Any ham lovers out there? Perikete is the place you’ll want to go. The fairly new restaurant features a nostalgic interior, with ham covering the entire ceiling, barrels of vermouth that are placed above the bar and a selection of over 250 wine bottles placed throughout the bar. The owners specifically aimed to recreate tapas bars as they used to be. The result? An incredible authentic Spanish tapas bar, with great service and an atmosphere alike. Another bonus: the restaurant is very price friendly,
Dine where the locals dine, at La Flauta. For over 25-years la Flauta has proudly served the Catalonian locals with qualitative tapas, building a name for itself one step at a time. Now, the tapas bar is more popular than ever and ques running along the street aren’t uncommon. Just walk up to the bar and place yourself on the waiting list, same things as our no 1 on this list. The service at La Flauta is pretty fast so the wait probably won’t be that long. Overall, the price and quality of the food are excellent.
Expect to pay around € 25 per person for an evening filled with tapas and wine.
5. Bar Lobo
Just an alley away from La Rambla, in a rustique square, lies Bar Lobo. The light and modern bar, that features an open kitchen, is in particularly loved for its sun faced outdoor terrace in the afternoon. Their menu goes beyond your traditional tapas classics, so even for those who think they’ve had just about enough tapas, Bar Lobo has got you covered. For an extensive dinner, with a jug of cava sangria expect to pay €30 per person.

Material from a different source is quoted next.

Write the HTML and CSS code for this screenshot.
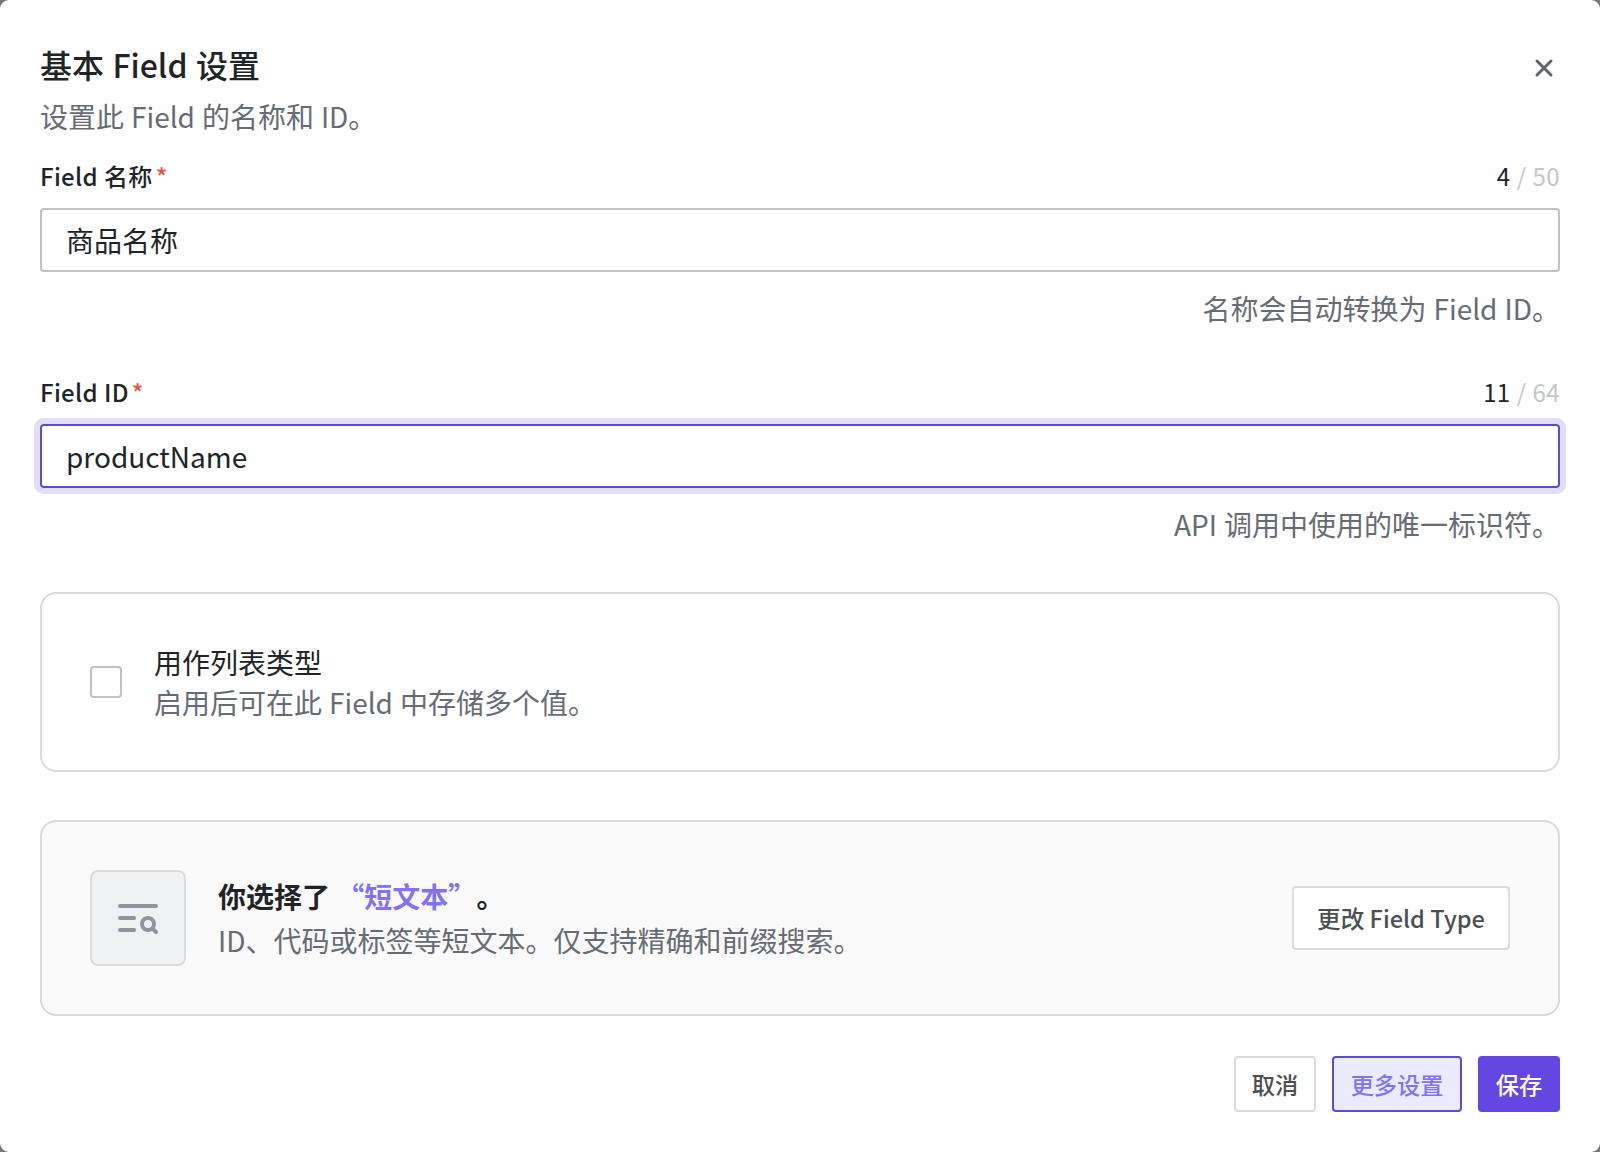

Okay, so maybe this doesn’t qualify as just a tapas bar, but it deserves a prominent spot on this list. El Nacional is a massive compound, that’s elegant nevertheless, right in the heart of Barcelona. Within the compound, there are 4 distinct- bars and restaurants. All specialized in a specific matter such as beer, wine, cava cocktails for the bars. Meat, fish, rice, and -of course- tapas, for the restaurants. In the tapas area, the way things work is slightly different than what you might be accustomed to. Obers stop by with a diverse range of tapas- whatever is fresh and ready to go out of the kitchen- and will show/sell you what they have. See something you like, grab it on to the table and the bill will be compiled later.

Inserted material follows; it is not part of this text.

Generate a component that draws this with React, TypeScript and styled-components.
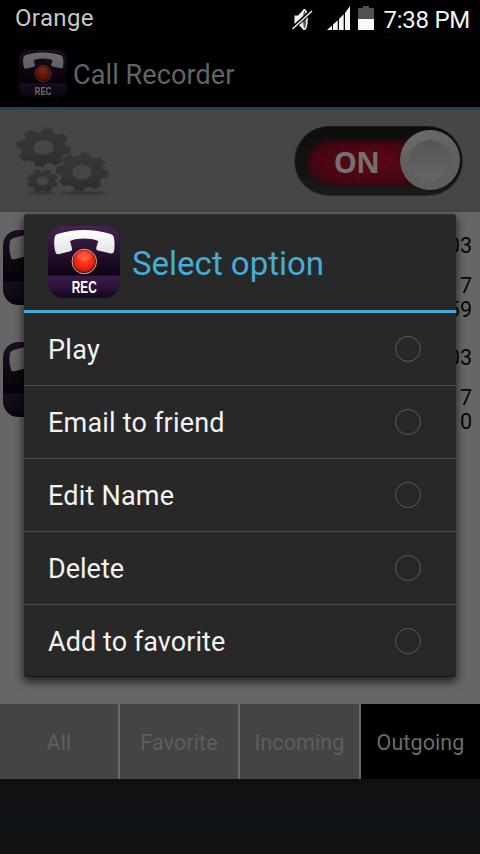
import React from 'react';
import styled, { createGlobalStyle } from 'styled-components';

const GlobalStyle = createGlobalStyle`
  * { box-sizing: border-box; }
  body { margin: 0; background: #000; font-family: Roboto, "Noto Sans", sans-serif; }
`;

const Screen = styled.div`
  position: relative;
  width: 480px;
  height: 854px;
  overflow: hidden;
  display: flex;
  flex-direction: column;
  background: #0f1113;
`;

const StatusBar = styled.header`
  height: 38px;
  flex: none;
  display: flex;
  align-items: center;
  padding: 0 10px 0 15px;
  background: #000;
  border-bottom: 1px solid #050505;
`;

const Carrier = styled.span`
  flex: 1;
  color: #c6c6c6;
  font-size: 24px;
  line-height: 28px;
  letter-spacing: 0.35px;
  padding-bottom: 1px;
`;

const StatusIcons = styled.svg`
  display: block;
  width: 84px;
  height: 38px;
`;

const Clock = styled.span`
  margin-left: 8px;
  color: #f4f4f4;
  font-size: 24px;
  line-height: 28px;
  letter-spacing: -0.25px;
  padding-top: 3px;
  white-space: nowrap;
`;

const ActionBar = styled.div`
  height: 72px;
  flex: none;
  display: flex;
  align-items: center;
  gap: 6px;
  padding: 2px 0 0 19px;
  background: #010102;
  border-bottom: 3px solid #1b4655;
`;

const AppTitle = styled.h1`
  margin: 0;
  padding-top: 2px;
  color: #636363;
  font-size: 27px;
  font-weight: 400;
  line-height: 34px;
  letter-spacing: 0.1px;
`;

const LogoSvg = styled.svg<{ $size: number; $dim?: boolean }>`
  display: block;
  flex: none;
  width: ${p => p.$size}px;
  height: ${p => p.$size}px;
  filter: ${p => (p.$dim ? 'brightness(0.42)' : 'none')};
`;

const Controls = styled.div`
  height: 102px;
  flex: none;
  display: flex;
  justify-content: space-between;
  align-items: flex-start;
  padding: 16px 17px 0 14px;
  background: #464646;
`;

const GearsSvg = styled.svg`
  display: block;
  width: 100px;
  height: 72px;
`;

const Switch = styled.div`
  width: 169px;
  height: 70px;
  border-radius: 35px;
  padding: 12px 4px 11px 12px;
  display: flex;
  background: linear-gradient(#0e0e0d, #121210 60%, #1a1a18);
  border: 1px solid #2c2c2b;
  border-top-color: #161616;
`;

const Track = styled.div`
  width: 118px;
  height: 46px;
  flex: none;
  border-radius: 23px 0 0 23px;
  padding-right: 19px;
  display: flex;
  align-items: center;
  justify-content: center;
  background: repeating-linear-gradient(45deg, rgba(0, 0, 0, 0.13) 0 1px, transparent 1px 3px),
    radial-gradient(ellipse at 55% 50%, #5c0716 10%, #4a0713 60%, #2d0a0e 100%);
  box-shadow: inset 0 2px 4px #24070b;
`;

const SwitchLabel = styled.span`
  color: #777072;
  font: 700 29px/36px "Open Sans", sans-serif;
  letter-spacing: -0.6px;
`;

const Knob = styled.div`
  width: 60px;
  height: 60px;
  flex: none;
  margin: -9px 0 0 -25px;
  padding: 10px;
  border-radius: 50%;
  background: linear-gradient(165deg, #6c6c6c, #616161 45%, #5e5e5e);
  box-shadow: 0 0 2px #111;

  &::after {
    content: '';
    display: block;
    height: 100%;
    border-radius: 50%;
    background: linear-gradient(#555, #656565);
    box-shadow: 0 0 2px #5a5a5a;
  }
`;

const CallList = styled.div`
  flex: none;
  height: 492px;
  padding-top: 8px;
  background: #666;
`;

const CallRow = styled.div`
  height: 112px;
  display: flex;
  justify-content: space-between;
  padding: 10px 8px 0 3px;
`;

const CallDetails = styled.div`
  padding-top: 4px;
  display: flex;
  flex-direction: column;
  align-items: flex-end;
  color: #060606;
  font-size: 21.5px;
  line-height: 24px;
`;

const CallDate = styled.div`
  margin-bottom: 16px;
`;

const Tabs = styled.nav`
  height: 75px;
  flex: none;
  display: grid;
  grid-template-columns: 118px 118px 119px 119px;
  column-gap: 2px;
  background: #6b6b6b;
`;

const Tab = styled.div<{ $active?: boolean }>`
  display: flex;
  align-items: center;
  justify-content: center;
  padding-top: 2px;
  background: ${p => (p.$active ? '#000' : '#444')};
  color: ${p => (p.$active ? '#6b6b6b' : '#5e5e5e')};
  font-size: 21.5px;
  letter-spacing: 0.1px;
`;

const NavArea = styled.div`
  flex: 1;
  background: linear-gradient(#0f1012, #0f1317 55%, #111113 90%);
`;

const Dialog = styled.section`
  position: absolute;
  left: 24px;
  top: 214px;
  width: 432px;
  height: 463px;
  border-radius: 3px;
  background: #282828;
  border-top: 1px solid #343434;
  border-bottom: 1px solid #161616;
  box-shadow: 0 4px 9px 1px rgba(0, 0, 0, 0.65);
`;

const DialogHeader = styled.div`
  height: 98px;
  display: flex;
  align-items: center;
  gap: 12px;
  padding: 0 24px 1px;
  border-bottom: 3px solid #45acd8;
`;

const DialogTitle = styled.h2`
  margin: 0;
  color: #45acd8;
  font-size: 33px;
  font-weight: 400;
  line-height: 40px;
  padding-top: 3px;
`;

const Option = styled.div<{ $tracking: number }>`
  height: 73px;
  display: flex;
  align-items: center;
  justify-content: space-between;
  padding: 0 35px 0 24px;
  border-bottom: 1px solid #4a4a4a;
  color: #f3f3f3;
  font-size: 27px;
  letter-spacing: ${p => p.$tracking}px;

  &:last-child { border-bottom-color: transparent; }
`;

const OptionLabel = styled.span`
  padding-top: 1px;
`;

const Radio = styled.span`
  width: 26px;
  height: 26px;
  border: 1.5px solid #5c5c5c;
  border-radius: 50%;
`;

function RecLogo({ size, dim, label = true }: { size: number; dim?: boolean; label?: boolean }) {
  const id = React.useId().replace(/[^a-zA-Z0-9]/g, '');
  return (
    <LogoSvg viewBox="0 0 72 72" $size={size} $dim={dim}>
      <defs>
        <linearGradient id={`${id}bg`} x1="0" y1="0" x2="0" y2="1">
          <stop offset="0" stopColor="#492251" />
          <stop offset="0.28" stopColor="#2f1439" />
          <stop offset="0.68" stopColor="#0e0413" />
          <stop offset="0.7" stopColor="#3a1a4a" />
          <stop offset="0.85" stopColor="#2c1238" />
          <stop offset="1" stopColor="#12071a" />
        </linearGradient>
        <linearGradient id={`${id}ph`} x1="0" y1="0" x2="0" y2="1">
          <stop offset="0" stopColor="#fff" />
          <stop offset="1" stopColor="#e2e2e2" />
        </linearGradient>
        <radialGradient id={`${id}rd`} cx="0.5" cy="0.4" r="0.6">
          <stop offset="0" stopColor="#ff4a2c" />
          <stop offset="0.6" stopColor="#fa2a10" />
          <stop offset="1" stopColor="#c01a0c" />
        </radialGradient>
      </defs>
      <rect width="72" height="72" rx="15" fill={`url(#${id}bg)`} />
      <path
        d="M6.5 12 Q6.8 8.8 10 7.8 C26 2.6 46 2.6 62 7.8 Q65.6 8.9 66 12 C66.8 17 66.8 21 66 25.5 Q65.5 27.7 63 27.4 L50 24.6 Q47.8 24 48.2 22 L50.3 15 C41 11.8 31 11.8 22 15 L24 22.5 Q24.4 24.8 22.3 25.3 L10.5 28.3 Q8 28.6 7.4 26 C6.2 21 5.8 17 6.5 12Z"
        fill={`url(#${id}ph)`}
      />
      <circle cx="36.3" cy="35.5" r="12.2" fill="#401117" stroke="#d5b3ab" strokeWidth="1" />
      <circle cx="36.3" cy="35" r="10.9" fill={`url(#${id}rd)`} />
      <ellipse cx="36.3" cy="30.5" rx="7" ry="4.5" fill="#ff9075" opacity="0.35" />
      {label && (
        <text
          x="36.2"
          y="67"
          textAnchor="middle"
          textLength="25"
          lengthAdjust="spacingAndGlyphs"
          fill="#fff"
          fontFamily="Liberation Sans, sans-serif"
          fontWeight="700"
          fontSize="16.5"
        >
          REC
        </text>
      )}
    </LogoSvg>
  );
}

function gearPath(cx: number, cy: number, rx: number, ry: number, teeth: number, turn: number) {
  const pts: string[] = [];
  const step = (Math.PI * 2) / teeth;
  const profile: [number, number][] = [[-0.36, 0.8], [-0.2, 0.98], [0.2, 0.98], [0.36, 0.8]];
  for (let i = 0; i < teeth; i++) {
    for (const [offset, r] of profile) {
      const a = (i + offset) * step + turn;
      pts.push(`${(cx + Math.cos(a) * rx * r).toFixed(1)} ${(cy + Math.sin(a) * ry * r).toFixed(1)}`);
    }
  }
  const hx = rx * 0.37;
  const hy = ry * 0.37;
  return `M${pts.join('L')}Z M${cx - hx} ${cy}a${hx} ${hy} 0 1 0 ${hx * 2} 0a${hx} ${hy} 0 1 0 ${-hx * 2} 0Z`;
}

function Gears() {
  return (
    <GearsSvg viewBox="0 0 100 72">
      <defs>
        <linearGradient id="gear" x1="0" y1="0" x2="0" y2="1">
          <stop offset="0" stopColor="#363636" />
          <stop offset="0.6" stopColor="#333333" />
          <stop offset="1" stopColor="#2c2c2c" />
        </linearGradient>
        <filter id="soft" x="-30%" y="-200%" width="160%" height="500%">
          <feGaussianBlur stdDeviation="2 0.8" />
        </filter>
      </defs>
      <g filter="url(#soft)" fill="#303030">
        <ellipse cx="28" cy="67" rx="14" ry="1.3" />
        <ellipse cx="70" cy="67" rx="24" ry="1.5" />
      </g>
      <g fill="url(#gear)" fillRule="evenodd" stroke="#3a3a3a" strokeWidth="0.8" strokeLinejoin="round">
        <path d={gearPath(29.5, 21.5, 28, 20, 8, -1.4)} />
        <path d={gearPath(68, 46, 27, 20, 8, -1.45)} />
        <path d={gearPath(28.5, 55, 16.5, 12, 8, -1.2)} />
      </g>
    </GearsSvg>
  );
}

function SystemIcons() {
  return (
    <StatusIcons viewBox="292 0 84 38">
      <path d="M295.5 15.5h3.5l6-6.5q3.5 4 3.5 10.5t-3.5 11l-6-6.5h-3.5z" fill="#f0f0f0" />
      <ellipse cx="305.6" cy="19.5" rx="2.3" ry="9.7" fill="#555" stroke="#f0f0f0" strokeWidth="1.4" />
      <path d="M293 29 312.5 11" stroke="#000" strokeWidth="4" />
      <path d="M293.5 29 313 11" stroke="#eee" strokeWidth="1.5" />
      <g fill="#f5f5f5">
        <path d="M328 30 333 25.5V30z" />
        <path d="M334 24.5 338.7 20.2V30H334z" />
        <path d="M340 19 344.7 14.2V30H340z" />
        <path d="M346 13 351 6V30H346z" />
      </g>
      <path d="M364 6h6v2h5v11h-16V8h5z" fill="#515151" />
      <path d="M359 19h16v11h-16z" fill="#f8f8f8" />
    </StatusIcons>
  );
}

const calls = [
  { date: '03', time: '7', length: '59' },
  { date: '03', time: '7', length: '0' },
];

const options = [
  { label: 'Play', tracking: 0.3 },
  { label: 'Email to friend', tracking: 0.2 },
  { label: 'Edit Name', tracking: 0.2 },
  { label: 'Delete', tracking: 0 },
  { label: 'Add to favorite', tracking: 0.06 },
];

const tabs = ['All', 'Favorite', 'Incoming', 'Outgoing'];

export default function App() {
  return (
    <Screen>
      <GlobalStyle />
      <StatusBar>
        <Carrier>Orange</Carrier>
        <SystemIcons />
        <Clock>7:38 PM</Clock>
      </StatusBar>
      <ActionBar>
        <RecLogo size={48} dim />
        <AppTitle>Call Recorder</AppTitle>
      </ActionBar>
      <Controls>
        <Gears />
        <Switch>
          <Track>
            <SwitchLabel>ON</SwitchLabel>
          </Track>
          <Knob />
        </Switch>
      </Controls>
      <CallList>
        {calls.map((call, i) => (
          <CallRow key={i}>
            <RecLogo size={75} dim label={false} />
            <CallDetails>
              <CallDate>{call.date}</CallDate>
              <div>{call.time}</div>
              <div>{call.length}</div>
            </CallDetails>
          </CallRow>
        ))}
      </CallList>
      <Tabs>
        {tabs.map(tab => (
          <Tab key={tab} $active={tab === 'Outgoing'}>
            {tab}
          </Tab>
        ))}
      </Tabs>
      <NavArea />
      <Dialog>
        <DialogHeader>
          <RecLogo size={72} />
          <DialogTitle>Select option</DialogTitle>
        </DialogHeader>
        {options.map(option => (
          <Option key={option.label} $tracking={option.tracking}>
            <OptionLabel>{option.label}</OptionLabel>
            <Radio />
          </Option>
        ))}
      </Dialog>
    </Screen>
  );
}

Not in the mood for tapas? Visit one of our other favorites!
Brunch & Cake
Brunch & Cake; where every item on the menu is a feast for your eyes. Due to its success, more and more Brunch & Cake restaurants are popping up throughout Barcelona. No matter where you’re located, one is ought to be nearby.
Flex & Kale
Flex & Kale, serving good-food-that-is-good-for-you. Their menu consists that for 80% out of plant-based items, the remaining 20% percent includes oily fish. Make sure to order the watermelon & feta starter while your there, yumm!